------ Given data ------
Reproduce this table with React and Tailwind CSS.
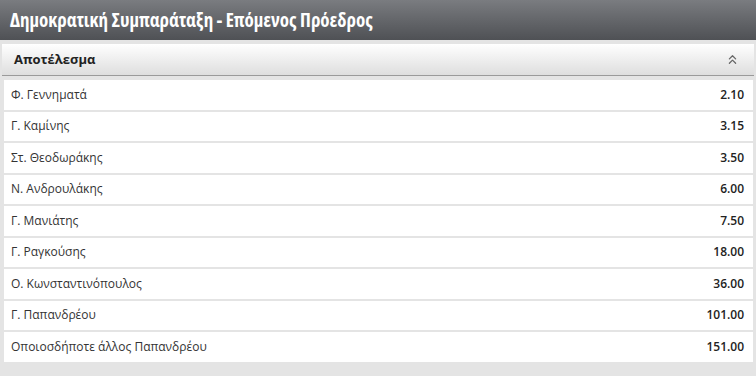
import { ChevronsUp } from "lucide-react";

const rows = [
  ["Φ. Γεννηματά", "2.10"],
  ["Γ. Καμίνης", "3.15"],
  ["Στ. Θεοδωράκης", "3.50"],
  ["Ν. Ανδρουλάκης", "6.00"],
  ["Γ. Μανιάτης", "7.50"],
  ["Γ. Ραγκούσης", "18.00"],
  ["Ο. Κωνσταντινόπουλος", "36.00"],
  ["Γ. Παπανδρέου", "101.00"],
  ["Οποιοσδήποτε άλλος Παπανδρέου", "151.00"],
];

export default function App() {
  return (
    <div className="h-[376px] w-[756px] overflow-hidden bg-[#e4e4e4] font-['Open_Sans',sans-serif]">
      <div className="flex h-[40px] items-center bg-gradient-to-b from-[#7a7c80] to-[#4f5155] px-[10px]">
        <h1 className="text-[19px] font-bold text-white font-stretch-condensed">
          Δημοκρατική Συμπαράταξη - Επόμενος Πρόεδρος
        </h1>
      </div>

      <div className="px-[2px] pt-[4px]">
        <div className="flex h-[32px] items-center justify-between border-b border-[#9a9a9a] bg-gradient-to-b from-white to-[#dedede] pl-[12px] pr-[14px]">
          <span className="text-[13px] font-bold text-[#222]">Αποτέλεσμα</span>
          <ChevronsUp className="h-[15px] w-[15px] text-[#666]" strokeWidth={2} />
        </div>
      </div>

      <div className="flex flex-col gap-[2px] pl-[4px] pr-[3px] pt-[4px]">
        {rows.map(([name, odds]) => (
          <div
            key={name}
            className="flex h-[29.5px] items-center justify-between bg-white pl-[7px] pr-[9px] text-[12px]"
          >
            <span className="text-[#333]">{name}</span>
            <span className="font-semibold text-[#222]">{odds}</span>
          </div>
        ))}
      </div>
    </div>
  );
}
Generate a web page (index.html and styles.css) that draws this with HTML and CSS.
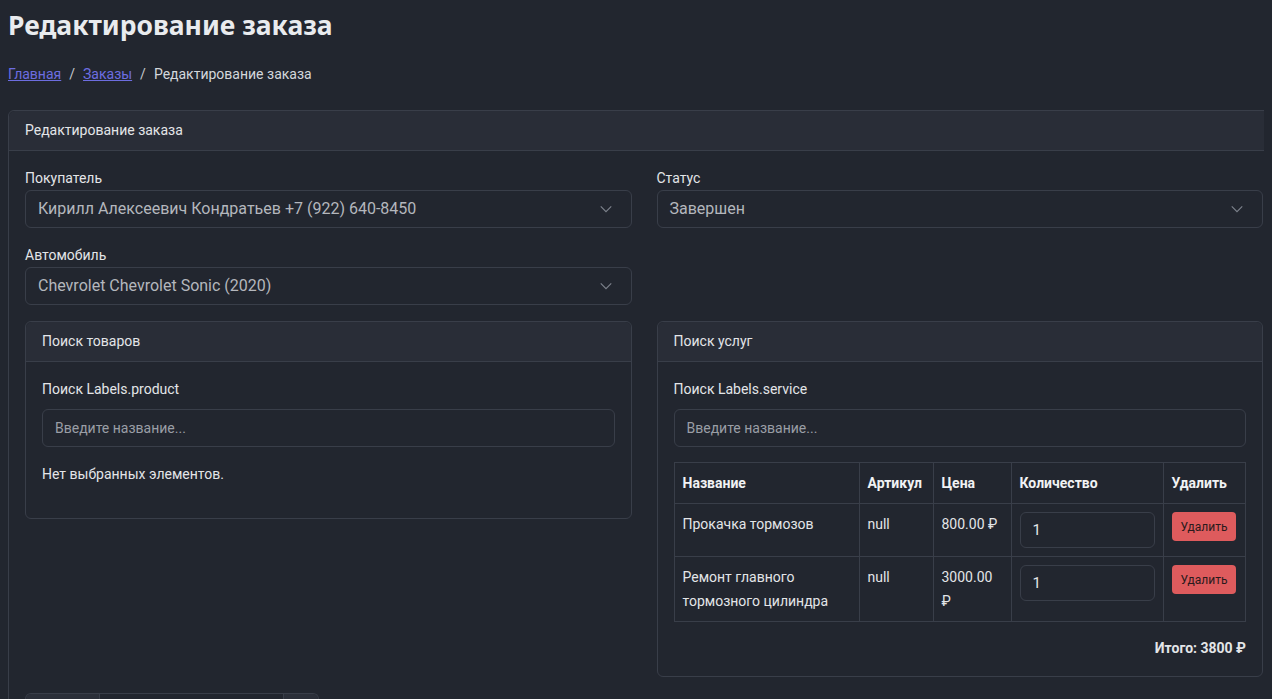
FILE: index.html
```html
<!DOCTYPE html>
<html lang="ru">
<head>
<meta charset="utf-8">
<title>Редактирование заказа</title>
<link rel="stylesheet" href="styles.css">
</head>
<body>
<div class="page">
  <h1 class="title">Редактирование заказа</h1>
  <nav class="breadcrumb">
    <a href="#">Главная</a><span class="sep">/</span><a href="#">Заказы</a><span class="sep">/</span><span class="current">Редактирование заказа</span>
  </nav>

  <div class="card main-card">
    <div class="card-header">Редактирование заказа</div>
    <div class="card-body">
      <div class="row">
        <div class="col">
          <div class="field">
            <label class="label">Покупатель</label>
            <div class="select">
              <span>Кирилл Алексеевич Кондратьев +7 (922) 640-8450</span>
              <svg class="chev" viewBox="0 0 16 16" width="14" height="14"><path d="M2 5l6 6 6-6" fill="none" stroke="#7d828c" stroke-width="1.3"/></svg>
            </div>
          </div>
          <div class="field">
            <label class="label">Автомобиль</label>
            <div class="select">
              <span>Chevrolet Chevrolet Sonic (2020)</span>
              <svg class="chev" viewBox="0 0 16 16" width="14" height="14"><path d="M2 5l6 6 6-6" fill="none" stroke="#7d828c" stroke-width="1.3"/></svg>
            </div>
          </div>
        </div>
        <div class="col">
          <div class="field">
            <label class="label">Статус</label>
            <div class="select">
              <span>Завершен</span>
              <svg class="chev" viewBox="0 0 16 16" width="14" height="14"><path d="M2 5l6 6 6-6" fill="none" stroke="#7d828c" stroke-width="1.3"/></svg>
            </div>
          </div>
        </div>
      </div>

      <div class="row row-cards">
        <div class="col">
          <div class="card">
            <div class="card-header inner">Поиск товаров</div>
            <div class="card-body">
              <label class="label search-label">Поиск Labels.product</label>
              <div class="input placeholder">Введите название...</div>
              <p class="empty">Нет выбранных элементов.</p>
            </div>
          </div>
        </div>
        <div class="col">
          <div class="card">
            <div class="card-header inner">Поиск услуг</div>
            <div class="card-body">
              <label class="label search-label">Поиск Labels.service</label>
              <div class="input placeholder">Введите название...</div>
              <table class="table">
                <thead>
                  <tr>
                    <th class="c-name">Название</th>
                    <th class="c-art">Артикул</th>
                    <th class="c-price">Цена</th>
                    <th class="c-qty">Количество</th>
                    <th class="c-del">Удалить</th>
                  </tr>
                </thead>
                <tbody>
                  <tr>
                    <td>Прокачка тормозов</td>
                    <td>null</td>
                    <td>800.00 ₽</td>
                    <td><div class="qty">1</div></td>
                    <td><button class="btn-del">Удалить</button></td>
                  </tr>
                  <tr>
                    <td>Ремонт главного тормозного цилиндра</td>
                    <td>null</td>
                    <td>3000.00 ₽</td>
                    <td><div class="qty">1</div></td>
                    <td><button class="btn-del">Удалить</button></td>
                  </tr>
                </tbody>
              </table>
              <div class="total">Итого: 3800 ₽</div>
            </div>
          </div>
        </div>
      </div>

      <div class="bottom-group">
        <div class="bg-a"></div>
        <div class="bg-b"></div>
        <div class="bg-c"></div>
      </div>
    </div>
  </div>
</div>
</body>
</html>
```

FILE: styles.css
```css
html {
  background: #22262f;
  overflow: hidden;
}
body {
  margin: 8px;
  background: #22262f;
  color: #e3e5e8;
  font-family: Roboto, "Liberation Sans", sans-serif;
  font-size: 15px;
  line-height: 1.5;
}
.page {
  width: 1272px;
}
.title {
  margin: 0 0 22px;
  font-family: "Noto Sans", sans-serif;
  font-size: 26.5px;
  font-weight: 700;
  line-height: 34px;
  color: #e9ebee;
}
.breadcrumb {
  font-size: 14px;
  line-height: 21px;
  margin-bottom: 25px;
  color: #d4d7dc;
}
.breadcrumb a {
  color: #6d6de0;
  text-decoration: underline;
}
.sep {
  margin: 0 8px;
  color: #c5c8cd;
}
.card {
  border: 1px solid #393e49;
  border-radius: 6px;
  background: #22262f;
}
.card-header {
  background: #292d37;
  border-bottom: 1px solid #393e49;
  padding: 0 16px;
  height: 39px;
  line-height: 39px;
  font-size: 14px;
  color: #e3e5e8;
  border-radius: 6px 6px 0 0;
}
.card-body {
  padding: 16px;
}
.row {
  display: flex;
  gap: 25px;
}
.col {
  flex: 1 1 0;
  min-width: 0;
}
.field {
  margin-bottom: 16px;
}
.label {
  display: block;
  font-size: 14px;
  line-height: 22px;
  margin-bottom: 1px;
  color: #e3e5e8;
}
.select {
  height: 36px;
  border: 1px solid #393e49;
  border-radius: 6px;
  padding: 0 12px;
  display: flex;
  align-items: center;
  justify-content: space-between;
  font-size: 16px;
  color: #b4b7bd;
}
.chev {
  margin-right: 6px;
}
.row-cards {
  align-items: flex-start;
}
.search-label {
  margin-bottom: 9px;
}
.input {
  height: 36px;
  border: 1px solid #393e49;
  border-radius: 6px;
  padding: 0 12px;
  display: flex;
  align-items: center;
  font-size: 14px;
}
.placeholder {
  color: #9a9ea6;
}
.empty {
  margin: 16px 0 17px;
  line-height: 22px;
  font-size: 14px;
}
.table {
  margin-top: 15px;
  width: 100%;
  border-collapse: collapse;
  font-size: 14px;
  line-height: 24px;
}
.table th,
.table td {
  border: 1px solid #393e49;
  padding: 8px;
  text-align: left;
  vertical-align: top;
}
.table th {
  font-weight: 700;
  color: #f1f2f4;
}
.table td {
  color: #e3e5e8;
}
.c-name { width: 168px; }
.c-art { width: 57px; }
.c-price { width: 61px; }
.c-qty { width: 135px; }
.qty {
  height: 34px;
  border: 1px solid #393e49;
  border-radius: 6px;
  padding: 0 12px;
  display: flex;
  align-items: center;
  font-size: 15px;
}
.btn-del {
  border: none;
  background: #de5b5d;
  color: #2a1a1c;
  border-radius: 4px;
  font-family: Roboto, "Liberation Sans", sans-serif;
  font-size: 12px;
  height: 29px;
  padding: 0 9px;
}
.total {
  text-align: right;
  font-weight: 700;
  font-size: 14px;
  margin-top: 14px;
  line-height: 24px;
  color: #e3e5e8;
}
.bottom-group {
  margin-top: 16px;
  display: flex;
  width: 292px;
  height: 20px;
  border: 1px solid #393e49;
  border-bottom: none;
  border-radius: 6px 6px 0 0;
  overflow: hidden;
}
.bg-a { width: 73px; background: #2b2f39; }
.bg-b { flex: 1; background: #22262f; border-left: 1px solid #393e49; border-right: 1px solid #393e49; }
.bg-c { width: 34px; background: #2b2f39; }
```
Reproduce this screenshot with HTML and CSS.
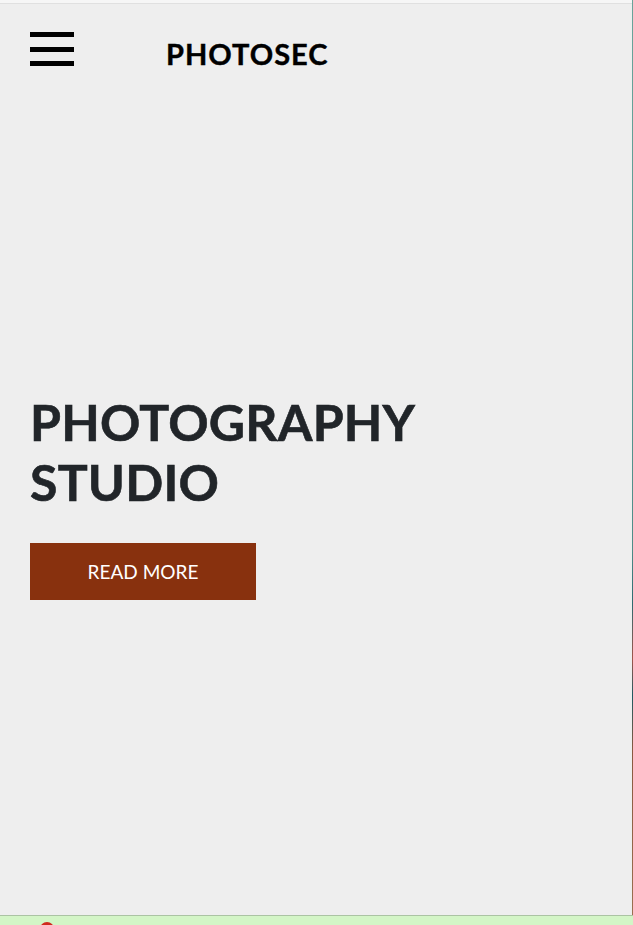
FILE: index.html
```html
<!DOCTYPE html>
<html lang="en">
<head>
<meta charset="utf-8">
<title>Photosec</title>
<link rel="stylesheet" href="styles.css">
</head>
<body>
<div class="screen">
  <div class="row">
    <main class="page">
      <div class="topline"></div>
      <header class="nav">
        <button class="burger" aria-label="Menu"><span></span><span></span><span></span></button>
        <a class="brand" href="#">PHOTOSEC</a>
      </header>
      <section class="hero">
        <h1 class="title">PHOTOGRAPHY<br>STUDIO</h1>
        <a class="btn" href="#">READ MORE</a>
      </section>
    </main>
    <div class="edge"></div>
  </div>
  <div class="footer-strip"><span class="dot"></span></div>
</div>
</body>
</html>
```
FILE: styles.css
```css
html, body {
  margin: 0;
  padding: 0;
}
body {
  width: 633px;
  height: 925px;
  overflow: hidden;
  background: #eeeeee;
  font-family: "Lato", "Liberation Sans", sans-serif;
}
.screen {
  display: flex;
  flex-direction: column;
  height: 925px;
}
.row {
  display: flex;
  height: 915px;
}
.page {
  width: 632px;
  background: #eeeeee;
  display: flex;
  flex-direction: column;
}
.edge {
  width: 1px;
  background: linear-gradient(to bottom, #6aa39a 0%, #5f9c94 30%, #4f8c88 60%, #2f6a70 66%, #a0564a 72%, #1f5a62 76%, #8a5a40 82%, #9a7050 100%);
}
.topline {
  height: 3px;
  background: #f6f6f6;
  border-bottom: 1px solid #e0e0e0;
}
.nav {
  display: flex;
  align-items: flex-start;
  padding: 28px 0 0 30px;
}
.burger {
  width: 44px;
  height: 34px;
  padding: 0;
  border: 0;
  background: transparent;
  display: flex;
  flex-direction: column;
  justify-content: space-between;
}
.burger span {
  display: block;
  height: 5px;
  background: #000;
}
.brand {
  margin-left: 92px;
  margin-top: 4px;
  font-size: 29px;
  line-height: 35px;
  font-weight: 700;
  color: #000;
  text-decoration: none;
  letter-spacing: 1px;
  -webkit-text-stroke: 0.4px #000;
}
.hero {
  padding: 0 30px;
  margin-top: 321px;
}
.title {
  margin: 0;
  font-size: 50px;
  line-height: 60px;
  font-weight: 700;
  color: #212529;
  letter-spacing: 0.2px;
  -webkit-text-stroke: 0.6px #212529;
}
.btn {
  display: flex;
  align-items: center;
  justify-content: center;
  width: 226px;
  height: 57px;
  margin-top: 31px;
  background: #88310e;
  color: #ffffff;
  font-size: 19px;
  text-decoration: none;
}
.footer-strip {
  position: relative;
  height: 9px;
  background: #d3f5c6;
  border-top: 1px solid #abc3a3;
  overflow: hidden;
}
.dot {
  position: absolute;
  left: 40px;
  top: 6px;
  width: 14px;
  height: 14px;
  border-radius: 50%;
  background: #d02a1e;
}
```
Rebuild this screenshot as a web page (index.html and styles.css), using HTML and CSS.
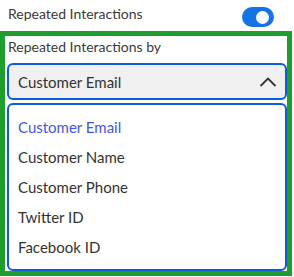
FILE: index.html
```html
<!DOCTYPE html>
<html lang="en">
<head>
  <meta charset="UTF-8" />
  <title>Repeated Interactions</title>
  <link rel="stylesheet" href="styles.css">
</head>
<body>
  <div class="row">
    <span class="label">Repeated Interactions</span>
    <span class="toggle"><span class="knob"></span></span>
  </div>

  <div class="box">
    <div class="label sub">Repeated Interactions by</div>
    <div class="select">
      <span>Customer Email</span>
      <svg width="18" height="12" viewBox="0 0 18 12">
        <path d="M1.5 10 L9 2.5 L16.5 10" fill="none" stroke="#333" stroke-width="1.8" />
      </svg>
    </div>
    <ul class="options">
      <li class="active">Customer Email</li>
      <li>Customer Name</li>
      <li>Customer Phone</li>
      <li>Twitter ID</li>
      <li>Facebook ID</li>
    </ul>
  </div>
</body>
</html>
```

FILE: styles.css
```css
body {
  margin: 0;
  background: #fff;
  color: #333;
  font-family: Lato, "Open Sans", sans-serif;
  width: 294px;
}
.row {
  height: 31px;
  display: flex;
  align-items: center;
  justify-content: space-between;
  padding: 0 20px 0 8px;
  box-sizing: border-box;
}
.row .label {
  margin-top: -3px;
}
.label {
  font-size: 14px;
  line-height: 20px;
  color: #3a3a3a;
}
.toggle {
  width: 32px;
  height: 20px;
  border-radius: 10px;
  background: #1473e6;
  display: flex;
  align-items: center;
  justify-content: flex-end;
  padding-right: 5px;
  box-sizing: border-box;
  margin-top: 3px;
}
.knob {
  width: 13px;
  height: 13px;
  border-radius: 50%;
  background: #fff;
}
.box {
  width: 292px;
  height: 245px;
  border: 5px solid #1f9e2e;
  box-sizing: border-box;
  padding: 1px 0 0 2px;
}
.sub {
  margin-bottom: 6px;
  padding-left: 1px;
}
.select {
  height: 37px;
  border: 2px solid #0b5ae0;
  border-radius: 6px;
  background: #f0f0f0;
  box-sizing: border-box;
  display: flex;
  align-items: center;
  justify-content: space-between;
  padding: 0 8px 0 9px;
  font-size: 15px;
}
.options {
  list-style: none;
  margin: 3px 0 0;
  padding: 7px 0;
  height: 168px;
  box-sizing: border-box;
  border: 2px solid #0b5ae0;
  border-radius: 6px;
}
.options li {
  height: 30px;
  line-height: 30px;
  padding-left: 9px;
  font-size: 15px;
}
.options li.active {
  color: #4356e3;
}
```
------
- [What to do]:
Identify how many lines in the entries above contain the word "Reproduce" and provide only that figure.

- [Solved exercise]:
2